Web page code records:
========================
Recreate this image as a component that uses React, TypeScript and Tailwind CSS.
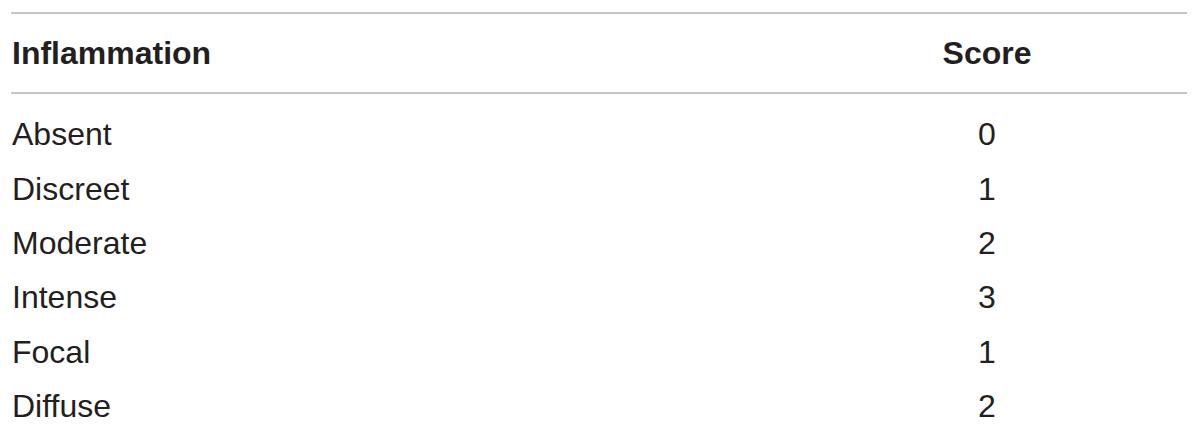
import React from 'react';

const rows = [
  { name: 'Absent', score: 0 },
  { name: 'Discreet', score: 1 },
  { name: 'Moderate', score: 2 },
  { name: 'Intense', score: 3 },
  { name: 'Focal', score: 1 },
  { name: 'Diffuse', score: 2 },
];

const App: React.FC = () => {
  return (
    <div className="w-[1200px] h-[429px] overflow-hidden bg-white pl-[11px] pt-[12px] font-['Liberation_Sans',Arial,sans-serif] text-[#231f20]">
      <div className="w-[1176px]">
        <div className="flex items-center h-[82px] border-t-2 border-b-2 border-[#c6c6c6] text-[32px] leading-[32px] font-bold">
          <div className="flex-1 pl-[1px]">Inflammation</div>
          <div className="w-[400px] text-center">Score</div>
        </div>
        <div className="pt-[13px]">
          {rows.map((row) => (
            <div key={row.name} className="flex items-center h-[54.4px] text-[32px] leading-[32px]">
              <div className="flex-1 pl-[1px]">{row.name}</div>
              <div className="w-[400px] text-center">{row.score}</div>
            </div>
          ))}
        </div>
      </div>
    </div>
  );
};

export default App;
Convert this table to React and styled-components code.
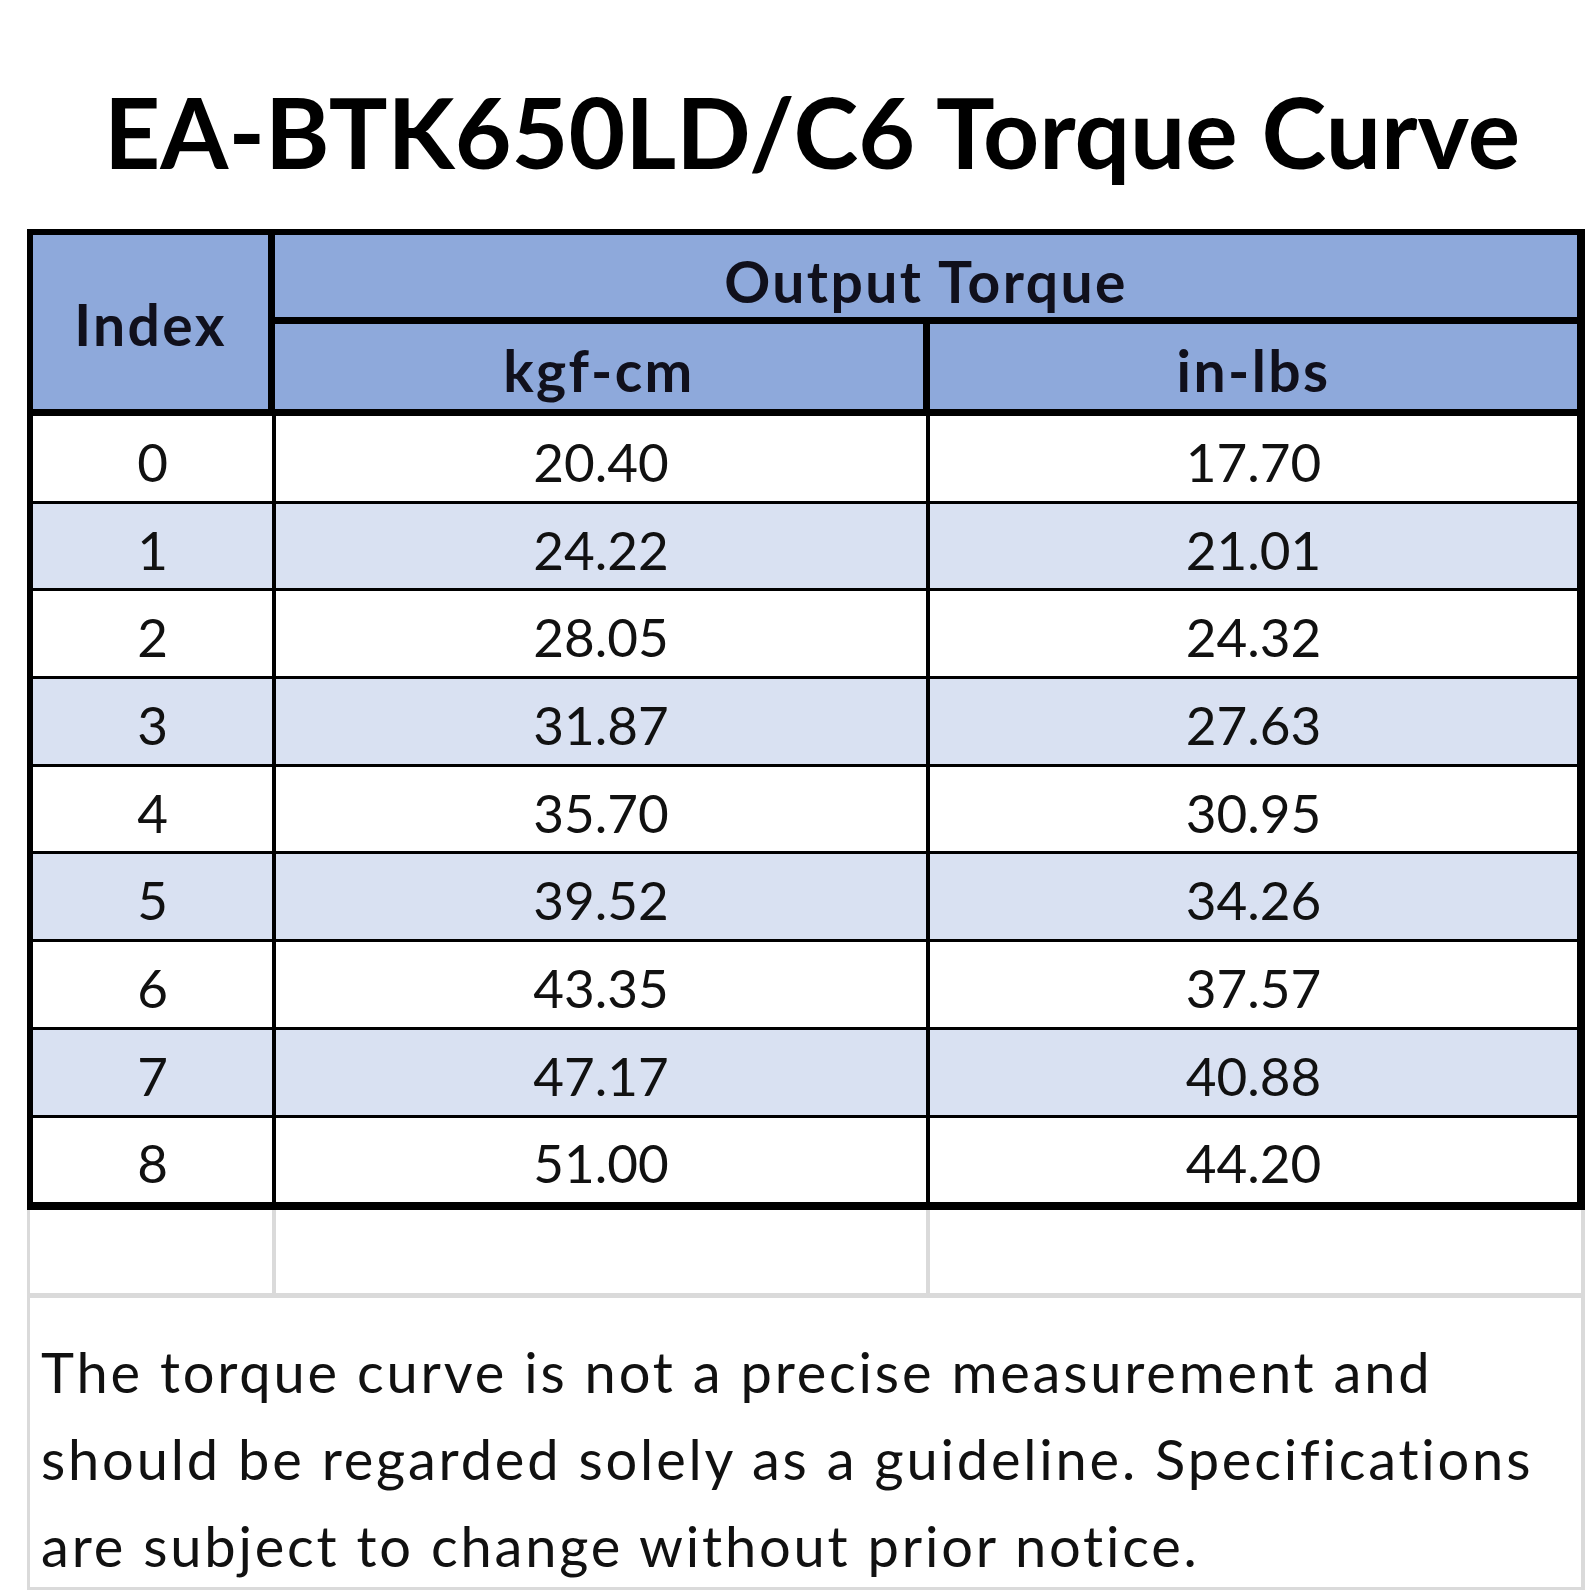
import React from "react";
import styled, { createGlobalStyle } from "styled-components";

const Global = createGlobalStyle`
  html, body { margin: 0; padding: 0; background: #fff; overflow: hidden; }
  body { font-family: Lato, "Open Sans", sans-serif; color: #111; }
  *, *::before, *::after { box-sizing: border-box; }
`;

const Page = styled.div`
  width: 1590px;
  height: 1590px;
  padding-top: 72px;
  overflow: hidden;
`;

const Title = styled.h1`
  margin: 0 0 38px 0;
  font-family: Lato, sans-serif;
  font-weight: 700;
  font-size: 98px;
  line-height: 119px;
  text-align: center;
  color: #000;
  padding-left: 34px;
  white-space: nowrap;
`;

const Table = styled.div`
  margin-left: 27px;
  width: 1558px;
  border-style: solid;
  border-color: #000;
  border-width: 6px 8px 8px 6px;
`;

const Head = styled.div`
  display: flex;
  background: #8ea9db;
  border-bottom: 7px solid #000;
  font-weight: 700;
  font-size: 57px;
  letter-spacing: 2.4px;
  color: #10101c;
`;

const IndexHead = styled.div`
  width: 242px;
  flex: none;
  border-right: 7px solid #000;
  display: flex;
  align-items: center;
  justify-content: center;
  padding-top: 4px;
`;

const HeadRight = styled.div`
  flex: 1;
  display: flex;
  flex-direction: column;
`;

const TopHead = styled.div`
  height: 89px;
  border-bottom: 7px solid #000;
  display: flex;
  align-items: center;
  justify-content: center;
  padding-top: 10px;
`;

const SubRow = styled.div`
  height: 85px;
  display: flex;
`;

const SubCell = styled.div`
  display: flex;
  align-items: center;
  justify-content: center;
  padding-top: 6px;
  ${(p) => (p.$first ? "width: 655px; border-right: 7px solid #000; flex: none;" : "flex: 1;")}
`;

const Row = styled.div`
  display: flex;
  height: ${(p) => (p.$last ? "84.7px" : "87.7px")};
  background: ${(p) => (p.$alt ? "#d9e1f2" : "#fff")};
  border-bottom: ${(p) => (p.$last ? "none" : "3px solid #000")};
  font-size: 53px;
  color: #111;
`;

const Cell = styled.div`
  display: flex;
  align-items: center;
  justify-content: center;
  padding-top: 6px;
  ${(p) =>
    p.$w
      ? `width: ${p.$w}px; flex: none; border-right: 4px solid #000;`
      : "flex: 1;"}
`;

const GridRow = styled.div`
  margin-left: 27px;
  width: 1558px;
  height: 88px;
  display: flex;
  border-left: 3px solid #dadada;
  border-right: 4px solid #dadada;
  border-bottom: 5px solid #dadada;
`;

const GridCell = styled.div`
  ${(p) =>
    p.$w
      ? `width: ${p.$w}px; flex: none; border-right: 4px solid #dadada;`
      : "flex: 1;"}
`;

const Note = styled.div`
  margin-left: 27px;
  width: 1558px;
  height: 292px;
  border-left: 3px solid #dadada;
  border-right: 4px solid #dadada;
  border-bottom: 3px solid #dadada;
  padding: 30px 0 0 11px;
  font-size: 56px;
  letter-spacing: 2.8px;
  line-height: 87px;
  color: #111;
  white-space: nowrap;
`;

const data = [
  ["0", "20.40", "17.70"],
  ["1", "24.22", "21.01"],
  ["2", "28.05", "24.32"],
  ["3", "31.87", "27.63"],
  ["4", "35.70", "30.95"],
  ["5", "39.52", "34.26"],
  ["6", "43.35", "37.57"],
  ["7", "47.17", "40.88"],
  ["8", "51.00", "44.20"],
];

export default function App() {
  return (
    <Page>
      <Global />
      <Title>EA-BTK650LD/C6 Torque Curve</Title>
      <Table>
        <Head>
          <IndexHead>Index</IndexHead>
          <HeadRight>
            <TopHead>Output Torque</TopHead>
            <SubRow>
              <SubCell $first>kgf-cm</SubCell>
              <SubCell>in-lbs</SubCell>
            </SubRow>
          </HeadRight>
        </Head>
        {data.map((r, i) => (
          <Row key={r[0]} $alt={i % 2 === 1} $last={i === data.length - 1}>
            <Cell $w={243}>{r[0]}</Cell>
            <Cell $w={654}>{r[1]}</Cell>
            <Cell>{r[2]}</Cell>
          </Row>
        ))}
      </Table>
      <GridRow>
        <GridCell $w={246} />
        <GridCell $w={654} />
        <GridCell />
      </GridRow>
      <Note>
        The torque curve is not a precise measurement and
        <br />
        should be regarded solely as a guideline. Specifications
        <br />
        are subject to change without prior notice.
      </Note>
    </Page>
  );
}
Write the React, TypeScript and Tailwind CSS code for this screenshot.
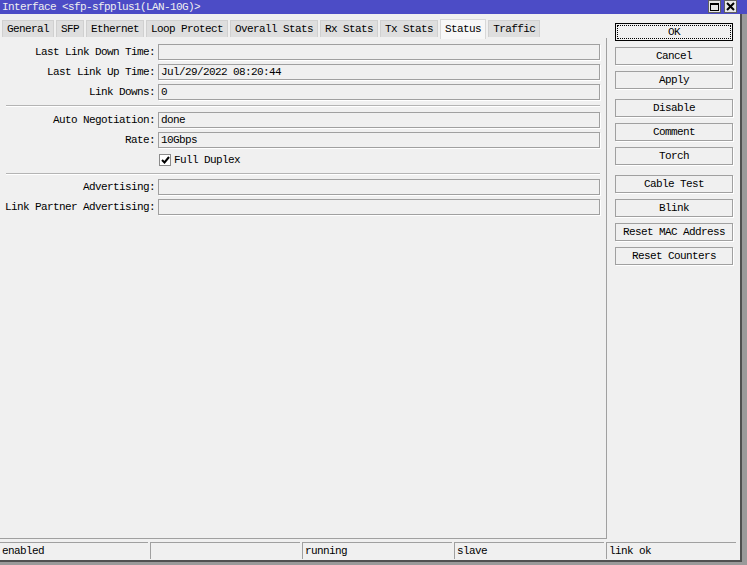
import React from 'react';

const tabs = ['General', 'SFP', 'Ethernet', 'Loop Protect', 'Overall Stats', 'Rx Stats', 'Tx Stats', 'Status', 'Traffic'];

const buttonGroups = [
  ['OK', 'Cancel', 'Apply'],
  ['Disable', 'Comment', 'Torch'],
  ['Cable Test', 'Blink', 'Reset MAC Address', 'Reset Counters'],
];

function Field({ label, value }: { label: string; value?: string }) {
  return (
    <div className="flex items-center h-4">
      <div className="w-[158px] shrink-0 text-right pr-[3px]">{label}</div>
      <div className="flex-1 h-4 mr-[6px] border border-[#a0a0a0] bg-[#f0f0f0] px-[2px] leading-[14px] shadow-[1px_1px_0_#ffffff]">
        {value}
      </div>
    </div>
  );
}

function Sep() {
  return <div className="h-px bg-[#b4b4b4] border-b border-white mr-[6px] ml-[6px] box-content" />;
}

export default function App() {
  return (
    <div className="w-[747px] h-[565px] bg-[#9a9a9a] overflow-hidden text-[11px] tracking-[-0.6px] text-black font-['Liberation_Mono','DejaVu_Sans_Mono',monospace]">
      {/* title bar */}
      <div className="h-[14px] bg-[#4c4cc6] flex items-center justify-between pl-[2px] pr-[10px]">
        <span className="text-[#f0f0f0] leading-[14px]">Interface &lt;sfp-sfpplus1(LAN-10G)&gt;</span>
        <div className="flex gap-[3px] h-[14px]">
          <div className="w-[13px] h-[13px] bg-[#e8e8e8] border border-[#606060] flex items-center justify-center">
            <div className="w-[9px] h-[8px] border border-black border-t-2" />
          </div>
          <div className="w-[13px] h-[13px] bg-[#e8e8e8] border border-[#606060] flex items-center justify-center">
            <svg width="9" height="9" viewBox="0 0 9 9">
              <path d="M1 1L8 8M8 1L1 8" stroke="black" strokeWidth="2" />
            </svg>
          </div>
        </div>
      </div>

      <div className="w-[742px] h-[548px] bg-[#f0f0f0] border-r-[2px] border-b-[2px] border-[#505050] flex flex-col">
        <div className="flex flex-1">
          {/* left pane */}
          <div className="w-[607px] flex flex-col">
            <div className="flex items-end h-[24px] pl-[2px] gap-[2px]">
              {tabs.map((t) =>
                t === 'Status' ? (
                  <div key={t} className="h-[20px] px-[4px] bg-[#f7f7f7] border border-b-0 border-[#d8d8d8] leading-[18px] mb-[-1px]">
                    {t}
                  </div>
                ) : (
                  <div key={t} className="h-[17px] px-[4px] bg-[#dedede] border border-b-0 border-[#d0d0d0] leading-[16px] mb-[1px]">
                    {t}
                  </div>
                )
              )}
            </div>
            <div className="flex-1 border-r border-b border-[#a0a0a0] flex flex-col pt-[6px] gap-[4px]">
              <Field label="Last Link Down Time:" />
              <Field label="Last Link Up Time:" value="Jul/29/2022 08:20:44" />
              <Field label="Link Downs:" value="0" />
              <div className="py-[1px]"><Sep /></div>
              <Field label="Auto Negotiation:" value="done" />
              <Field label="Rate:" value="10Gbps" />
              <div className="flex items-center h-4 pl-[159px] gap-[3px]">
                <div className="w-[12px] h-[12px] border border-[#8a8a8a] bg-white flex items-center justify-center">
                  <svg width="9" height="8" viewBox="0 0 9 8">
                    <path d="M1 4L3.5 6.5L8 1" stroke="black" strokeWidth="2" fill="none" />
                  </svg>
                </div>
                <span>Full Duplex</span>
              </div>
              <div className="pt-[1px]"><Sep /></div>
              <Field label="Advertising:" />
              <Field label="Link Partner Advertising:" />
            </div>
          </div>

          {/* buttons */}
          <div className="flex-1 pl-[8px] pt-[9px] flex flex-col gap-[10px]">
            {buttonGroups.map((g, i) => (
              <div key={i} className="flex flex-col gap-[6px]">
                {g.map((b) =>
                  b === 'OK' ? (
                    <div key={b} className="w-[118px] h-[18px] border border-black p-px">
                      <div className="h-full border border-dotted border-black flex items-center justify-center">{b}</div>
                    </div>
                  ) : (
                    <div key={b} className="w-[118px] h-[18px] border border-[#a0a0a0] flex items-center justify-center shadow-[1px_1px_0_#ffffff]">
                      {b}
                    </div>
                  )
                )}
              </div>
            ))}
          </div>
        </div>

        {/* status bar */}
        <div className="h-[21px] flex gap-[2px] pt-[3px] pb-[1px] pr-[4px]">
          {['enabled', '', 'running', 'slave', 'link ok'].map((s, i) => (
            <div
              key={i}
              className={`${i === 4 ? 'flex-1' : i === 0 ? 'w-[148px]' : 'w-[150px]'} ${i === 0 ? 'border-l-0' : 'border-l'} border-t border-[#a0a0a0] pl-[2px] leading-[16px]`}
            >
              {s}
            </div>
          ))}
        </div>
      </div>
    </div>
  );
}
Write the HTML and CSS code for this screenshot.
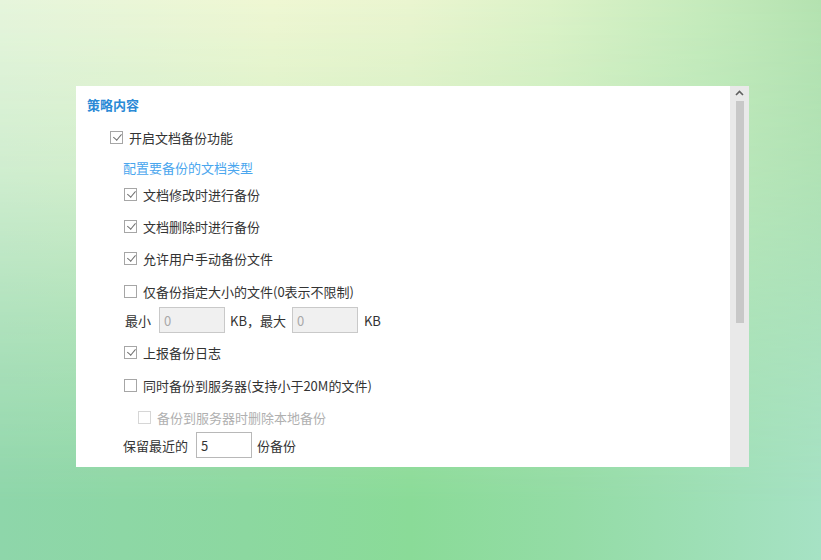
========================
| Objective |
Starting at the first line of the material, output exactly the lines up to and including the one with "export default App;". Do not include the pictures.

| Solution for this exercise |
Recreate this image as a component that uses React, TypeScript and Tailwind CSS.
import React from 'react';

const rows = [
  { name: 'Absent', score: 0 },
  { name: 'Discreet', score: 1 },
  { name: 'Moderate', score: 2 },
  { name: 'Intense', score: 3 },
  { name: 'Focal', score: 1 },
  { name: 'Diffuse', score: 2 },
];

const App: React.FC = () => {
  return (
    <div className="w-[1200px] h-[429px] overflow-hidden bg-white pl-[11px] pt-[12px] font-['Liberation_Sans',Arial,sans-serif] text-[#231f20]">
      <div className="w-[1176px]">
        <div className="flex items-center h-[82px] border-t-2 border-b-2 border-[#c6c6c6] text-[32px] leading-[32px] font-bold">
          <div className="flex-1 pl-[1px]">Inflammation</div>
          <div className="w-[400px] text-center">Score</div>
        </div>
        <div className="pt-[13px]">
          {rows.map((row) => (
            <div key={row.name} className="flex items-center h-[54.4px] text-[32px] leading-[32px]">
              <div className="flex-1 pl-[1px]">{row.name}</div>
              <div className="w-[400px] text-center">{row.score}</div>
            </div>
          ))}
        </div>
      </div>
    </div>
  );
};

export default App;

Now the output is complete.